Influence of pH on Removal of Heavy Metallic Cations by Fly Ash in Aqueous Solution

Abstract
Coal fly ash was used to study adsorption of several cations (Cu2+, Ni2+, Zn2+, Cd2+, Pb2+, Cr(III)) within various experimental conditions: dry or wet fly ash, constant or not constant pH, metallic ion/fly ash mass ratio varying from 0.005 to 0.05. It has been shown that alkalinity of fly ash, increasing pH to 11 for a fly ash concentration equal to 20 g l−1, leads to higher removal capacity, due partly to bulk solution precipitation.

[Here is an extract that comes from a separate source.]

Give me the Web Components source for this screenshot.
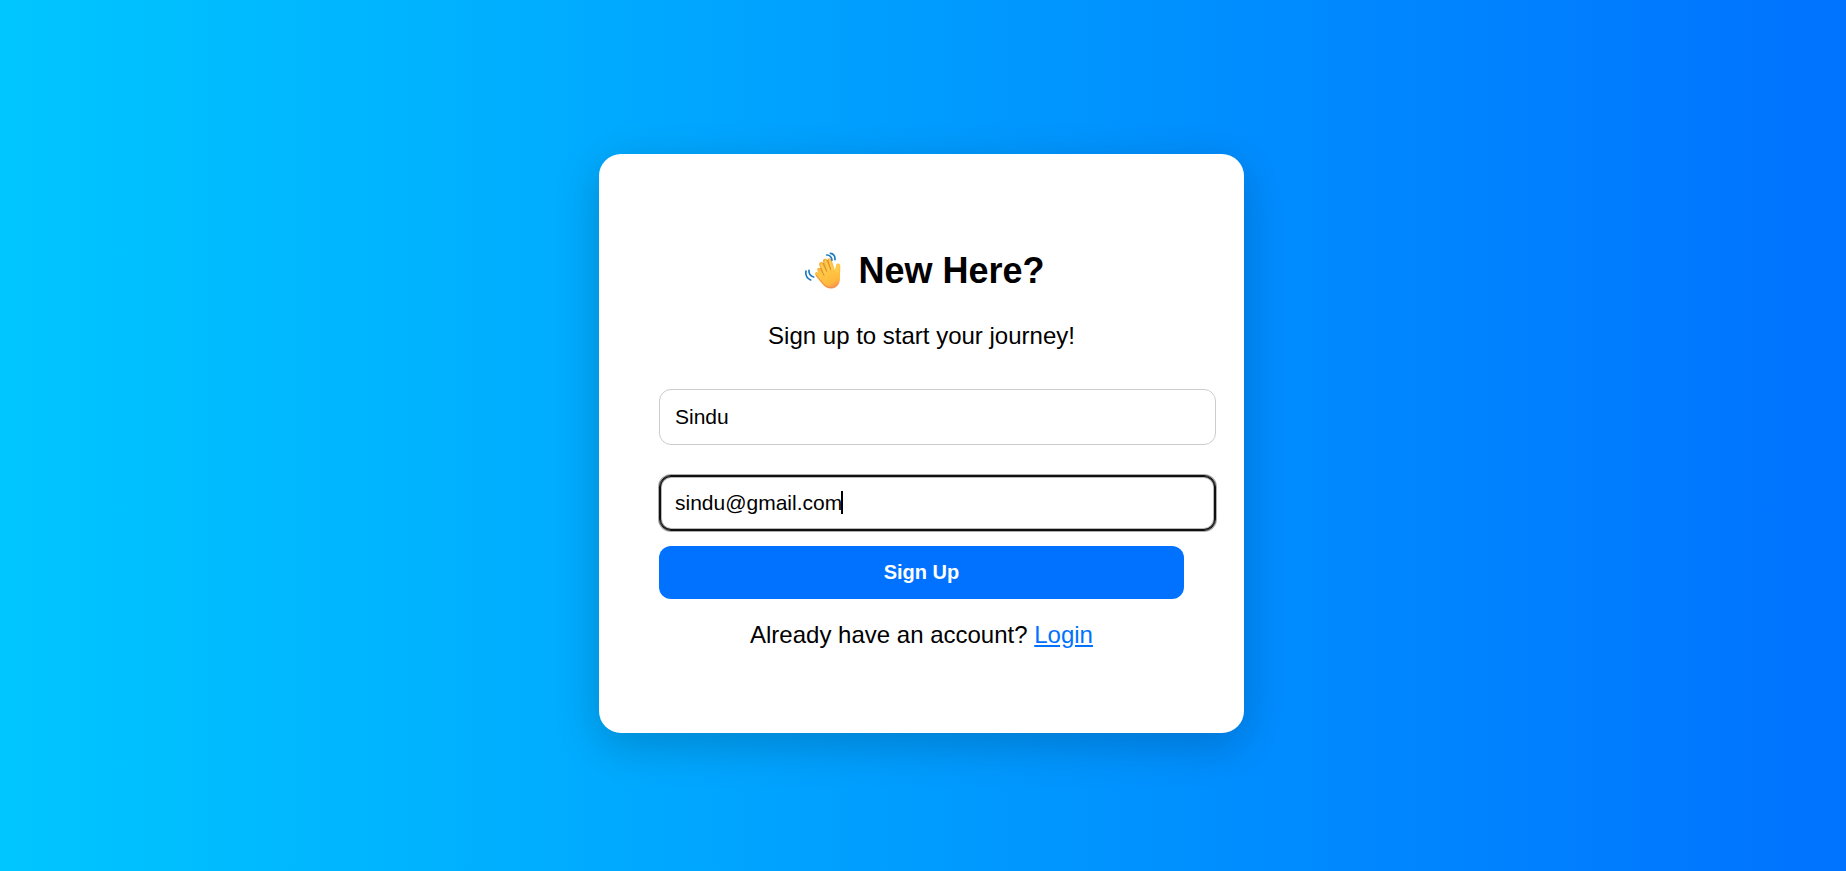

Wet fly ash gives smaller adsorption capacity resulting from lost alkalinity and dissolution of alumina sites at pH 11. Removal order established in non-constant pH condition is: Pb > Cu > Ni > Zn. Experiments carried out at several constant pH levels indicate that sorption capacities for metallic ions increase from 10% or 40% to 100% when pH varies from 1 to 10. The removal order is: Pb > Cr > Cu > Ni > Zn > Cd. Removal observed vs pH was discussed taking the hydrolysis property of the metallic ions into account. It was concluded that two groups of metallic cations should be distinguished: hydrolysing (Cu2+, Pb2+) and non-hydrolysing (Ni2+, Zn2+) Lead, nickel, zinc and cadmium are certainly adsorbed in their free ionic form, even when both hydroxide species and free ionic forms are responsible for the removal of copper and chromium. However, removal affinity order separates easily hydrolyzable ions from less hydrolyzable ions.